Lummis tiene razón en sacudir los mitos fundadores de su ciencia: la politología. Pero –de ahí mi reproche– no lo hace con suficiente radicalidad. La democracia ateniense del siglo V a. C. es uno de esos mitos. Empieza con una relocalización autoritaria, militar, de los habitantes de la región de Atenas por Clístenes en 506 a. C. Con ello, los atenienses (¿cuáles?) no descubren tanto la democracia como el poder esencialmente político, es decir, el poder que no se ejerce en las calles y en las casas, sino en consejos especializados y exclusivos, verdaderos clubes de hombres libres y nacidos atenienses. No se ha visto con bastante claridad que este poder político, aun cuando se llama democrático, presupone cierta parálisis previa (cierto “despoder” o desvalor) de las asociaciones “informales”. De esta negación de un principio de asociación libre da fe a la larga práctica del ostracismo, es decir, del destierro de todo ateniense que adquiera demasiada influencia fuera de los lugares exclusivamente consagrados a la política. Gustavo Esteva cuenta que en el estado de Oaxaca un gobernador de origen indio convocó a los indios a que le expresaran lo que esperaban de su gobierno. Éstos acudieron al lugar acordado y durante horas pronunciaron discursos en la decena de lenguas oaxaqueñas.
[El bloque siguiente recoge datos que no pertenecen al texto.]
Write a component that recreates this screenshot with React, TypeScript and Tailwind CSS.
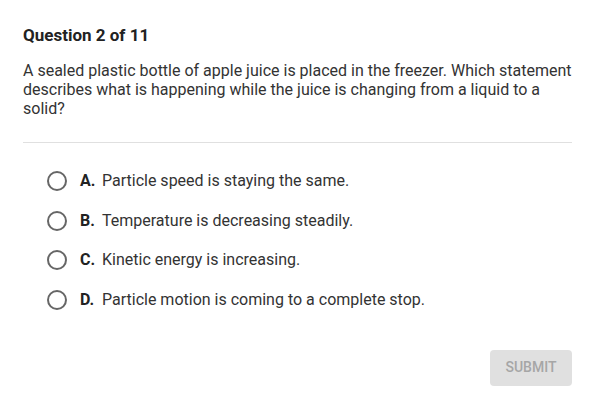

Al final, un anciano se acercó a la tribuna y dijo en español: “Queremos que usted sea para nosotros como la sombra de un árbol”.

Limitar el poder político a que sea una sombrilla contra la negatividad de los poderes no es un rechazo anarquista de todo poder político. Es obligar al poder a autolimitarse para que podamos asociarnos libremente y practicar la virtud de la confianza mutua. Es reconocer que, como las lenguas de Oaxaca, todo el nosotros democrático se arraiga en un lugar concreto.